I’ve also seen how standards slip when growth outpaces training. One spring, we added several new crews to keep up with demand. The work was fine—until it wasn’t. Small inconsistencies crept in: grout lines missed here, baseboards rushed there. We corrected it by slowing onboarding and pairing new hires with veteran leads. Services that scale responsibly understand this tension. When a company talks about reliability, I look for evidence of systems, not slogans.

From a client’s perspective, communication is the quiet differentiator. I remember a move-out clean where the client expected appliances pulled and detailed, but the work order didn’t specify it. The crew did exactly what was written—and still got blamed. After that, we changed how expectations were confirmed before arrival. Clear scopes prevent disappointment.

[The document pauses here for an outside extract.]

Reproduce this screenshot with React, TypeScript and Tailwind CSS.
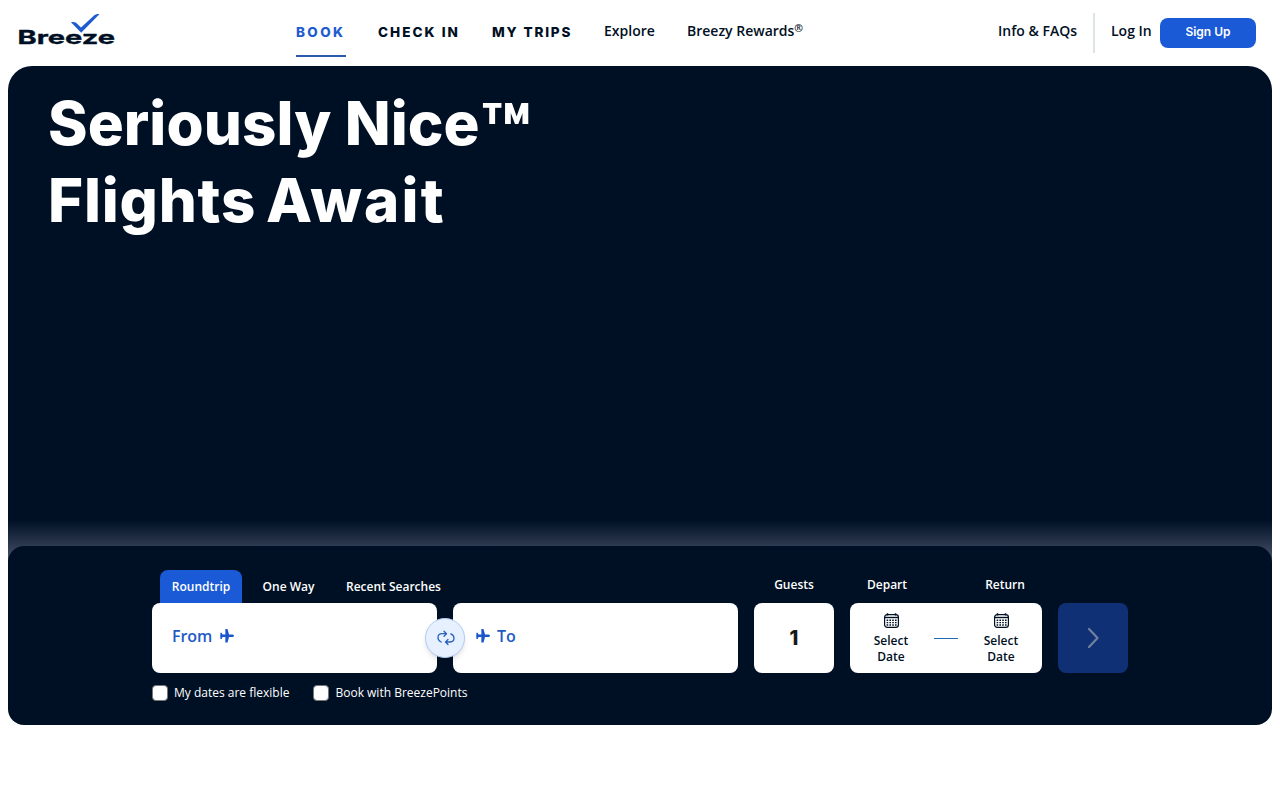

Companies that emphasize upfront clarity tend to avoid the most common friction points.

I’m cautious about one-size-fits-all promises. Homes differ wildly: pets, traffic patterns, hard water, and past maintenance all change what “done right” means. I’ve advised clients against booking deep services too frequently when maintenance cleaning would solve their real problem—and I’ve told others the opposite when buildup was obvious. A credible service is willing to recommend less work sometimes, not more.

After a decade in the field, my bar is simple. A cleaning service earns trust by doing the unglamorous things well—training, sequencing, follow-through, and honest communication. When those pieces are in place, the results speak quietly but clearly. That’s the standard I use, and the one I respect most.